I feel as though I need to share a major confession....Something God has been working in my life and my heart during this season of life and ministry. My prayer is that this will be liberating for some of you who read this blog. My hope is that you will see what goes on in the heart of many leaders and pastors!
I have lived in HUGE insecurity and pride for much of my life. It is/was founded in shame, which I'll explain. I have truly never been able to wrap my entire mind around how much Jesus loves me. While I have said it and preached it, I have still struggled to believe that it was a love for me. A love NOT founded on who I am or what I do. Being a driven person, and ambitious, I felt my affirmation and acceptance was based on my work and my achievements. Obviously this is HUGELY flawed, because it negates the work of Jesus on the cross.
I am loved 100% because of who Jesus is and 100% not because of myself! And, as a result I an 100% fully loved.
The result of these things is that I have been addicted to performance and achievement. None of those are the things that God has called me to do. Those are selfish and sinful pursuits! They are idolatry.
My shame was founded in the fact that God had revealed a BIG vision to me. Instead of celebrating the fact that God shared the vision, I was not present for that, I missed it. I was worried about achieving that vision and feeling shameful that I had not made it happen already. I say "made it" happen on purpose...Because I thought I had to make it happen. In reality I truly understand that God is the only one to make it happen. My role is to be present and worshipping Him in the process. That is liberating beyond words!
God has awakened my heart in HUGE ways. I cannot explain just how I feel much more free than ever in life. I have this overwhelming sense of excitement. I seem to have this light feeling and anticipation that God now has room to truly fill me with greater things and use my life in better ways. But, He will use me best when I sit still and just enjoy his presence.
For so long I have been coming to the table with Jesus and telling Him about my plans and ideas, and asking Him to join me in my adventures.
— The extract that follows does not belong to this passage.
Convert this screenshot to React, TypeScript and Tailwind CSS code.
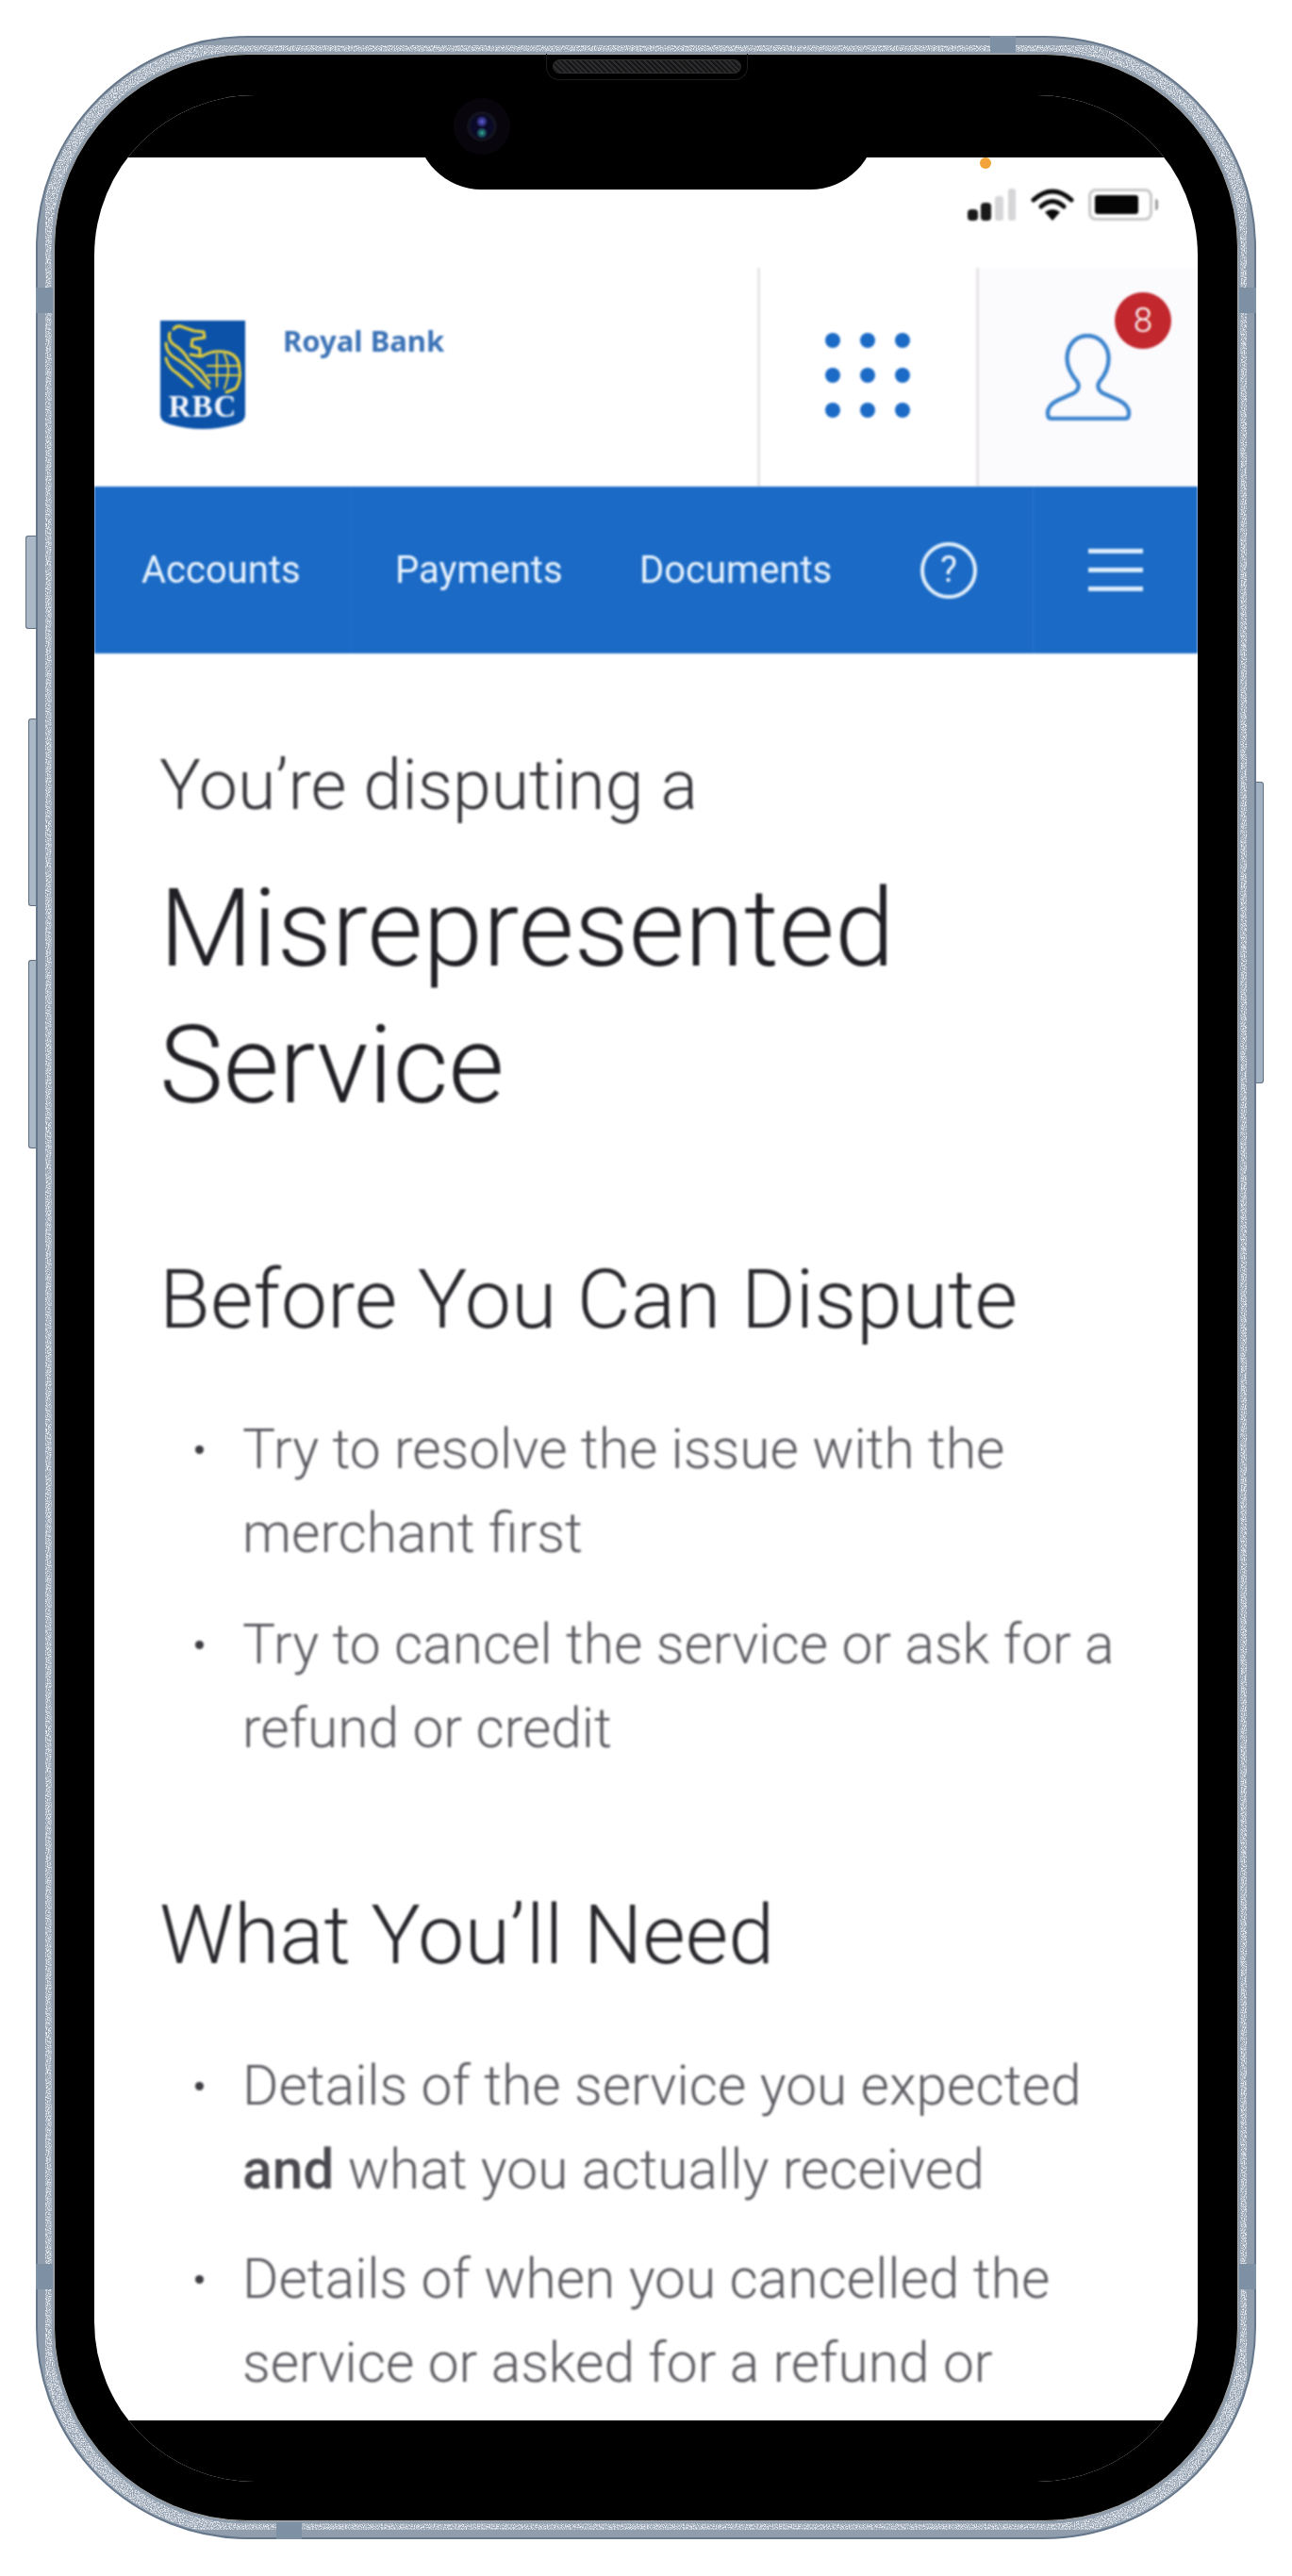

But, now I am able to come to the table and wait on Jesus to show me how I can join Him in His work. God is not in a hurry...and I am learning to be content to wait on Him to use me, and most of all love me!
The reality is that God has chosen to build a church here in Austin and He has invited me to come and watch Him do it. That gives me the freedom to just be me, stand courageous, be confident, and watch miracles happen! It won't happen because of me, it will happen because of Him. I have a unique invitation to serve as part of that church.
I want to apologize if my pride, insecurity and shame have hurt you. These things happen when we work hard to try and force God's plan, instead of just follow it. This is often a major flaw of leaders. I am grateful for the people God has used in my life to help reveal this truth to me. Thank you to those who have stood beside me no matter what. Thanks to my bride, who has seen and known my flaws for a long time, and stood beside me every day! Without all of this, I would not be where I am today!